Artists Shine In Works Rugged to Muted

By Victoria Donohoe
Inquirer Art Critic

Brian Dickerson and Sarah Bowen, exhibiting their paintings in tandem in a show at West Chester University, both approach their subjects as if from a great distance in time. And each of these college art teachers- he at Drexel University, she at Vermont College- besides having a distinctive personality and approach, thinks of art as transformation and as self –discovery.

Mystery abounds in the rich and intriguing imagery of Dickerson’s three-dimensional abstractions painted on his wooden constructions.  The most striking of these were inspired by his boyhood recollection of attending the excavation of an ancient settlement site of the Owasco Indians, ancestors of the Iroquois, near his family home in New York’s Helderberg Mountain region, near Albany.

Besides Dickerson’s work being more directly physical and rugged than Bowens and having  a typically muted palette, w look at these “Helderberg Paintings” as if suddenly we see the subtleties that the weathering of time produces even in the most mundane of surroundings.

Some of the individual pieces in this series stand out.  But that’s hardly the issue.  What matters is the visual aggregate, the mass of material.

These are works that, for the most part, speak directly to the emotions.  At their best, the shapes are dense and considered; they have impact and complexity, this Philadelphia artist tempting the viewer to follow the unexpected twists and turns of his handling of the painted wood.   The interplay here is between geometry and instinct.  There’s an evident will to maintain a high degree of casualness as well as to elaborate and embellish.

By Contrast, Bowen of Northern Vermont is an artist who has gone her own quiet way.  And this show gives insights into her developing work, especially her fine color resonances.  Tenderly and carefully done, her paintings on paper have a tonic effect on frayed nerves.   I especially like the way she allows color areas to find their own tremulous shapes.  This quiet little gem of an exhibit will travel.

The Philadelphia Inquirer
Sunday, November 26, 2006

 

Shows at Seraphin Gallery

Brian Dickerson’s rugged, mysterious sculptural paintings

By Victoria Donohoe
For The Philadelphia Inquirer

The wonder of Brian Dickerson’s recent rugged 3-D paintings on wood in his solo “Constructed Paintings and Drawings from Ballinglen” at Seraphin Gallery is the immediate sense of quiet and mystery they impart.

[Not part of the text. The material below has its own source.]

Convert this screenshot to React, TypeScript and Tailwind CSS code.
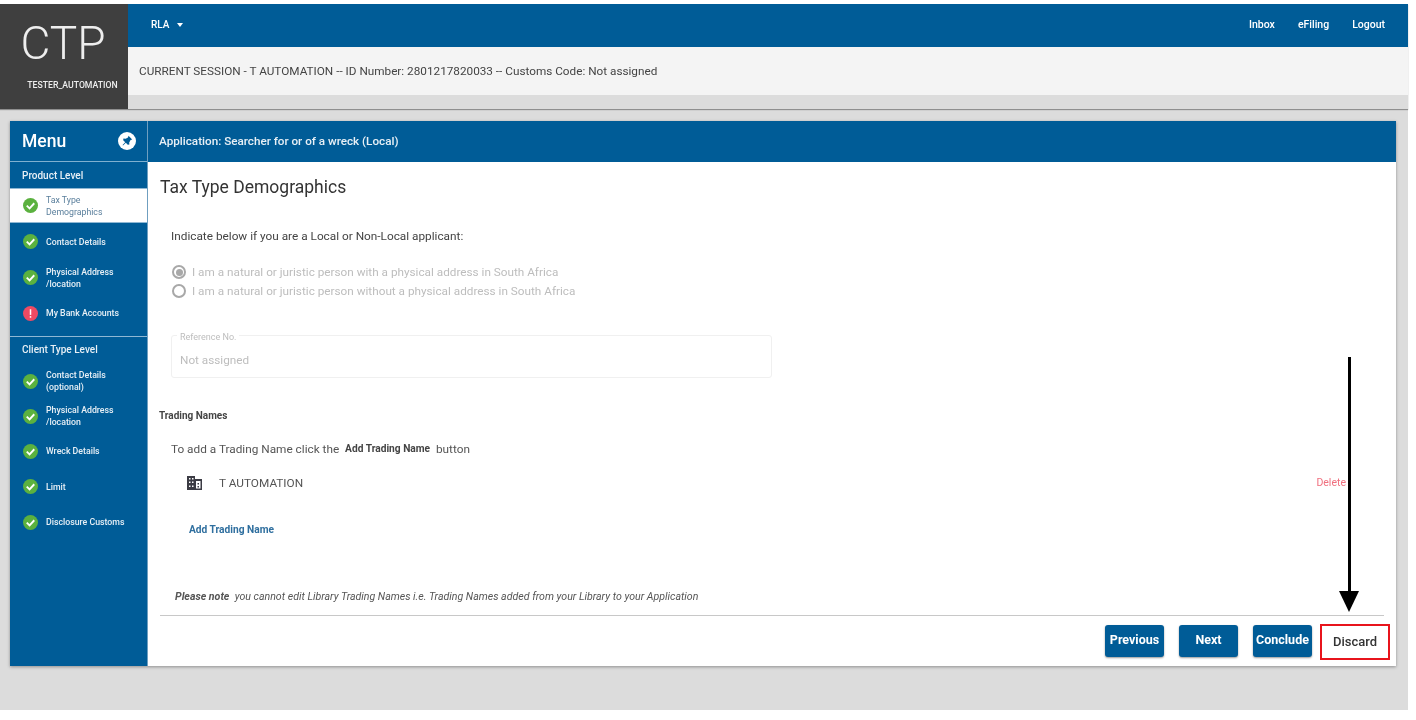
const CheckIcon = () => (
  <svg width="15" height="15" viewBox="0 0 16 16" className="shrink-0">
    <circle cx="8" cy="8" r="8" fill="#5bb13f" />
    <path d="M4 8.2 L7 11 L12 5.6" fill="none" stroke="#ffffff" strokeWidth="2" />
  </svg>
);

const AlertIcon = () => (
  <svg width="15" height="15" viewBox="0 0 16 16" className="shrink-0">
    <circle cx="8" cy="8" r="8" fill="#ef4a63" />
    <rect x="7.2" y="3.5" width="1.6" height="6" fill="#ffffff" />
    <rect x="7.2" y="10.8" width="1.6" height="1.7" fill="#ffffff" />
  </svg>
);

const PinIcon = () => (
  <svg width="18" height="18" viewBox="0 0 18 18">
    <circle cx="9" cy="9" r="9" fill="#ffffff" />
    <path d="M10.5 3.8 L14.2 7.5 L12.6 8 L11.2 10.4 L11.4 12.6 L9.8 12.8 L7.8 10.8 L5 13.4 L4.6 13 L7.2 10.2 L5.2 8.2 L5.4 6.6 L7.6 6.8 L10 5.4 Z" fill="#005c97" />
  </svg>
);

const BuildingIcon = () => (
  <svg width="16" height="14" viewBox="0 0 16 14" className="shrink-0">
    <path d="M0 0 H8 V3 H15 V14 H0 Z" fill="#3b3b44" />
    <g fill="#ffffff">
      <rect x="2" y="2" width="1.5" height="1.5" />
      <rect x="5" y="2" width="1.5" height="1.5" />
      <rect x="2" y="5.5" width="1.5" height="1.5" />
      <rect x="5" y="5.5" width="1.5" height="1.5" />
      <rect x="2" y="9.5" width="1.5" height="1.5" />
      <rect x="5" y="9.5" width="1.5" height="1.5" />
      <rect x="9" y="5" width="4.5" height="7.5" />
    </g>
    <rect x="10.5" y="7" width="1.5" height="1.5" fill="#3b3b44" />
    <rect x="10.5" y="10" width="1.5" height="1.5" fill="#3b3b44" />
  </svg>
);

interface MenuItemType {
  label: string[];
  height: string;
  alert?: boolean;
}

const MenuItem = ({ label, height, alert }: MenuItemType) => (
  <div className={`flex items-center gap-[8px] pl-[13px] ${height}`}>
    {alert ? <AlertIcon /> : <CheckIcon />}
    <div className="text-[8.75px] leading-[12px] font-medium text-[#e8f0f6]">
      {label.map((line) => (
        <div key={line}>{line}</div>
      ))}
    </div>
  </div>
);

const NavButton = ({ label }: { label: string }) => (
  <button className="w-[59px] h-[32px] rounded-[3px] bg-[#005c97] text-white text-[12.5px] font-bold shadow-[0_1px_2px_rgba(0,0,0,0.4)]">
    {label}
  </button>
);

const App = () => {
  return (
    <div className="relative w-[1416px] h-[720px] bg-white overflow-hidden font-['Roboto',sans-serif] blur-[0.4px]">
      <div className="mt-[4px] w-[1408px] h-[706px] bg-[#dcdcdc] flex flex-col">
        <div className="flex h-[105px] shrink-0 shadow-[0_1px_1px_rgba(0,0,0,0.35)]">
          <div className="w-[128px] bg-[#3f3f3f] flex flex-col items-center text-[#eeeeee] shrink-0">
            <div className="text-[46px] leading-[46px] font-light mt-[16px] -ml-[2px]">CTP</div>
            <div className="text-[8.7px] leading-[12px] mt-[13px] ml-[17px] font-medium whitespace-nowrap">TESTER_AUTOMATION</div>
          </div>
          <div className="flex-1 flex flex-col">
            <div className="h-[43px] bg-[#005c97] flex items-center justify-between pl-[23px] pr-[23px] pb-[2px] text-white text-[10px] font-medium">
              <div className="flex items-center gap-[8px]">
                <span>RLA</span>
                <span className="w-0 h-0 border-x-[3.5px] border-x-transparent border-t-[4px] border-t-white" />
              </div>
              <div className="flex gap-[23px] text-[10.5px]">
                <span>Inbox</span>
                <span>eFiling</span>
                <span>Logout</span>
              </div>
            </div>
            <div className="h-[48px] bg-[#f4f4f4] flex items-center pl-[11px] pt-[1px] text-[11.75px] text-[#444444]">
              CURRENT SESSION - T AUTOMATION -- ID Number: 2801217820033 -- Customs Code: Not assigned
            </div>
            <div className="flex-1 bg-[#dcdcdc]" />
          </div>
        </div>

        <div className="mt-[12px] ml-[10px] w-[1386px] h-[545px] flex shadow-[0_1px_3px_rgba(0,0,0,0.35)]">
          <div className="w-[138px] bg-[#005c97] text-white shrink-0 border-r border-[#6f9fc0]">
            <div className="h-[41px] flex items-center justify-between pl-[12px] pr-[11px] border-b border-[#7fb0d0]">
              <span className="text-[17.5px] font-medium">Menu</span>
              <PinIcon />
            </div>
            <div className="h-[26px] flex items-center pl-[12px] text-[10px] font-medium text-[#e8f0f6]">Product Level</div>
            <div className="h-[35px] bg-white flex items-center gap-[8px] pl-[13px] border-y border-[#8fb8d4]">
              <CheckIcon />
              <div className="text-[8.75px] leading-[12px] text-[#5a7f9c] pt-[1px]">
                <div>Tax Type</div>
                <div>Demographics</div>
              </div>
            </div>
            <MenuItem label={["Contact Details"]} height="h-[37px]" />
            <MenuItem label={["Physical Address", "/location"]} height="h-[35px]" />
            <MenuItem label={["My Bank Accounts"]} height="h-[36px]" alert />
            <div className="h-px bg-[#8fb8d4] mt-[5px]" />
            <div className="h-[26px] flex items-center pl-[12px] pb-[2px] text-[10px] font-medium text-[#e8f0f6]">Client Type Level</div>
            <MenuItem label={["Contact Details", "(optional)"]} height="h-[36px]" />
            <MenuItem label={["Physical Address", "/location"]} height="h-[34px]" />
            <MenuItem label={["Wreck Details"]} height="h-[36px]" />
            <MenuItem label={["Limit"]} height="h-[35px]" />
            <MenuItem label={["Disclosure Customs"]} height="h-[36px]" />
          </div>

          <div className="flex-1 flex flex-col bg-white">
            <div className="h-[41px] bg-[#005c97] flex items-center pl-[11px] pt-[1px] text-[11.7px] text-[#e8f0f6] font-medium">
              Application: Searcher for or of a wreck (Local)
            </div>
            <div className="flex-1 flex flex-col pl-[12px] pr-[12px]">
              <div className="mt-[13px] text-[17.5px] leading-[24px] text-[#333333]">Tax Type Demographics</div>
              <div className="mt-[29px] ml-[11px] text-[11.8px] leading-[16px] text-[#444444]">
                Indicate below if you are a Local or Non-Local applicant:
              </div>
              <div className="mt-[21px] ml-[12px] flex flex-col gap-[5px] text-[11.75px] leading-[14px] text-[#bdbdbd]">
                <div className="flex items-center gap-[6px]">
                  <span className="w-[14px] h-[14px] rounded-full border-2 border-[#a8a8a8] flex items-center justify-center">
                    <span className="w-[7px] h-[7px] rounded-full bg-[#a8a8a8]" />
                  </span>
                  I am a natural or juristic person with a physical address in South Africa
                </div>
                <div className="flex items-center gap-[6px]">
                  <span className="w-[14px] h-[14px] rounded-full border-2 border-[#a8a8a8]" />
                  I am a natural or juristic person without a physical address in South Africa
                </div>
              </div>
              <div className="relative mt-[37px] ml-[11px] w-[601px] h-[43px] border border-[#f0f0f0] rounded-[3px] flex items-center pl-[8px] pt-[9px] text-[11.75px] text-[#bdbdbd]">
                <span className="absolute -top-[3px] left-[5px] bg-white px-[3px] text-[9px] leading-[9px] text-[#bdbdbd]">Reference No.</span>
                Not assigned
              </div>
              <div className="mt-[31px] -ml-[1px] text-[10px] leading-[14px] font-bold text-[#444444]">Trading Names</div>
              <div className="mt-[18px] ml-[11px] flex items-center text-[11.8px] leading-[16px] text-[#555555] whitespace-pre">
                To add a Trading Name click the  <span className="text-[10.2px] font-bold text-[#444444]">Add Trading Name</span>  button
              </div>
              <div className="mt-[18px] flex items-center justify-between pr-[38px]">
                <div className="ml-[27px] flex items-center gap-[16px] text-[11.8px] leading-[14px] text-[#555555]">
                  <BuildingIcon />
                  T AUTOMATION
                </div>
                <span className="text-[10.5px] text-[#f0707f]">Delete</span>
              </div>
              <div className="mt-[32px] ml-[29px] text-[10.2px] leading-[14px] font-bold text-[#2f6f9f]">Add Trading Name</div>
              <div className="mt-[53px] ml-[15px] text-[10.6px] leading-[14px] italic text-[#555555] whitespace-pre">
                <span className="font-bold">Please note</span>  you cannot edit Library Trading Names i.e. Trading Names added from your Library to your Application
              </div>
              <div className="mt-[11px] h-px bg-[#c8c8c8]" />
              <div className="mt-[8px] flex justify-end items-center -mr-[6px]">
                <div className="flex gap-[15px] mr-[8px] mb-[2px]">
                  <NavButton label="Previous" />
                  <NavButton label="Next" />
                  <NavButton label="Conclude" />
                </div>
                <button className="w-[70px] h-[36px] border-2 border-[#e8141c] bg-white text-[13px] font-medium text-[#333333]">
                  Discard
                </button>
              </div>
            </div>
          </div>
        </div>
      </div>

      <div className="absolute left-[1339px] top-[357px] flex flex-col items-center w-[20px]">
        <div className="w-[3px] h-[234px] bg-black" />
        <div className="w-0 h-0 border-x-[10px] border-x-transparent border-t-[21px] border-t-black" />
      </div>
    </div>
  );
};

export default App;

While he was, of course, informed by the remote, artist-friendly locale in northwest County Mayo, Ireland, which he expects to visit again next fall, Dickerson’s original inspiration was the excavation of an Owasco Indian settlement he watched at age 13 near his childhood home in upstate New York – the colors of the layered soil, the wooden grids, the hidden artifacts.

This Philadelphia painter favors dark, all-over earthen incrustations in the many sculptural works here, some of them with their scratched, picked-at surfaces. Such slowly made painted pieces are often divided vertically into two unequal registers, each filled out with recessed compartments. Some are commanding, both in size and in refusal of easy solutions, and possess a resolute strength. There’s a certain amount of painterly expressionism in such work, often including a small zone of bright color. But Dickerson’s work tends to be largely monochromatic.

A painter’s drawings often bring us closer to the artist, especially if his drawings simply record more personal preoccupations. And that’s what Dickerson’s individualistic graphite drawings, not directly related to his painted pieces, achieve. A handsome show.